▶ [INSTRUCTIONS TO FOLLOW] Write out the full listing exactly as given, minus the images.

◆ ◆ ◆ ◆ ◆ ◆ ◆

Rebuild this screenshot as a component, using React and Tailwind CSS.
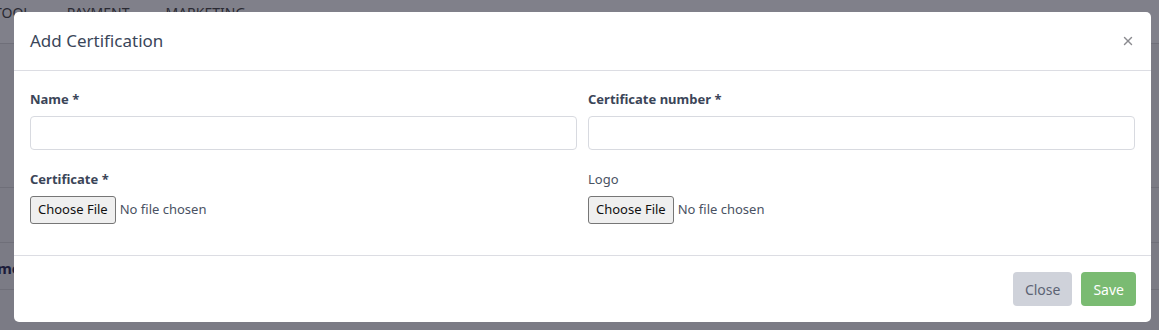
import { X } from 'lucide-react'

function Label({ children, required, bold = true }) {
  return (
    <label className={`block text-[13px] leading-[18px] mb-[8px] ${bold ? 'font-bold text-[#3b4558]' : 'font-normal text-[#4a5263]'}`}>
      {children}
      {required && <span> *</span>}
    </label>
  )
}

function FileField() {
  return (
    <div className="flex items-center gap-[4px]">
      <span className="inline-flex items-center h-[28px] px-[7px] border border-[#767676] rounded-[3px] bg-[#efefef] text-[13px] text-[#111]">
        Choose File
      </span>
      <span className="text-[13px] text-[#4a5263]">No file chosen</span>
    </div>
  )
}

export default function App() {
  return (
    <div className="relative w-[1159px] h-[330px] overflow-hidden bg-[#7b7b85] font-['Noto_Sans',sans-serif]">
      {/* dimmed page behind */}
      <div className="flex flex-col">
        <div className="h-[44px] bg-[#80808a] border-b border-[#6f6f79] flex items-start gap-[36px] -ml-[6px] pt-[4px] text-[14px] leading-[18px] text-[#2a2a33]">
          <span>TOOL</span>
          <span>PAYMENT</span>
          <span>MARKETING</span>
        </div>
        <div className="h-[144px] border-b border-[#6f6f79]" />
        <div className="h-[55px] border-b border-[#6f6f79]" />
        <div className="h-[47px] border-b border-[#6f6f79] flex items-center pt-[4px] text-[15px] font-bold text-[#1c1c3a] -ml-[24px]">
          <span>Name</span>
        </div>
      </div>

      <div className="absolute left-[14px] top-[12px] w-[1137px] h-[310px] bg-white rounded-[5px] flex flex-col">
        <div className="h-[59px] flex items-center justify-between pl-[16px] pr-[16px] border-b border-[#dcdde3]">
          <h5 className="text-[17px] text-[#3a4659] font-normal">Add Certification</h5>
          <X size={14} strokeWidth={2.5} className="text-[#8b8b90]" />
        </div>
        <div className="flex-1 px-[16px] pt-[19px] grid grid-cols-2 gap-x-[11px] content-start">
          <div>
            <Label required>Name</Label>
            <input className="block w-full h-[34px] border border-[#d8dae0] rounded-[4px]" />
          </div>
          <div>
            <Label required>Certificate number</Label>
            <input className="block w-full h-[34px] border border-[#d8dae0] rounded-[4px]" />
          </div>
          <div className="mt-[20px]">
            <Label required>Certificate</Label>
            <FileField />
          </div>
          <div className="mt-[20px]">
            <Label bold={false}>Logo</Label>
            <FileField />
          </div>
        </div>
        <div className="h-[67px] border-t border-[#dcdde3] flex items-center justify-end gap-[9px] pr-[15px]">
          <button className="h-[34px] px-[12px] rounded-[4px] bg-[#cfd2da] text-[14px] text-[#5c6374]">Close</button>
          <button className="h-[34px] px-[12px] rounded-[4px] bg-[#7abb72] text-[14px] text-white">Save</button>
        </div>
      </div>
    </div>
  )
}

◆ ◆ ◆ ◆ ◆ ◆ ◆

▶ [RESULT FOR THIS EXERCISE]
Rebuild this screenshot as a component, using React and Tailwind CSS.
import { X } from 'lucide-react'

function Label({ children, required, bold = true }) {
  return (
    <label className={`block text-[13px] leading-[18px] mb-[8px] ${bold ? 'font-bold text-[#3b4558]' : 'font-normal text-[#4a5263]'}`}>
      {children}
      {required && <span> *</span>}
    </label>
  )
}

function FileField() {
  return (
    <div className="flex items-center gap-[4px]">
      <span className="inline-flex items-center h-[28px] px-[7px] border border-[#767676] rounded-[3px] bg-[#efefef] text-[13px] text-[#111]">
        Choose File
      </span>
      <span className="text-[13px] text-[#4a5263]">No file chosen</span>
    </div>
  )
}

export default function App() {
  return (
    <div className="relative w-[1159px] h-[330px] overflow-hidden bg-[#7b7b85] font-['Noto_Sans',sans-serif]">
      {/* dimmed page behind */}
      <div className="flex flex-col">
        <div className="h-[44px] bg-[#80808a] border-b border-[#6f6f79] flex items-start gap-[36px] -ml-[6px] pt-[4px] text-[14px] leading-[18px] text-[#2a2a33]">
          <span>TOOL</span>
          <span>PAYMENT</span>
          <span>MARKETING</span>
        </div>
        <div className="h-[144px] border-b border-[#6f6f79]" />
        <div className="h-[55px] border-b border-[#6f6f79]" />
        <div className="h-[47px] border-b border-[#6f6f79] flex items-center pt-[4px] text-[15px] font-bold text-[#1c1c3a] -ml-[24px]">
          <span>Name</span>
        </div>
      </div>

      <div className="absolute left-[14px] top-[12px] w-[1137px] h-[310px] bg-white rounded-[5px] flex flex-col">
        <div className="h-[59px] flex items-center justify-between pl-[16px] pr-[16px] border-b border-[#dcdde3]">
          <h5 className="text-[17px] text-[#3a4659] font-normal">Add Certification</h5>
          <X size={14} strokeWidth={2.5} className="text-[#8b8b90]" />
        </div>
        <div className="flex-1 px-[16px] pt-[19px] grid grid-cols-2 gap-x-[11px] content-start">
          <div>
            <Label required>Name</Label>
            <input className="block w-full h-[34px] border border-[#d8dae0] rounded-[4px]" />
          </div>
          <div>
            <Label required>Certificate number</Label>
            <input className="block w-full h-[34px] border border-[#d8dae0] rounded-[4px]" />
          </div>
          <div className="mt-[20px]">
            <Label required>Certificate</Label>
            <FileField />
          </div>
          <div className="mt-[20px]">
            <Label bold={false}>Logo</Label>
            <FileField />
          </div>
        </div>
        <div className="h-[67px] border-t border-[#dcdde3] flex items-center justify-end gap-[9px] pr-[15px]">
          <button className="h-[34px] px-[12px] rounded-[4px] bg-[#cfd2da] text-[14px] text-[#5c6374]">Close</button>
          <button className="h-[34px] px-[12px] rounded-[4px] bg-[#7abb72] text-[14px] text-white">Save</button>
        </div>
      </div>
    </div>
  )
}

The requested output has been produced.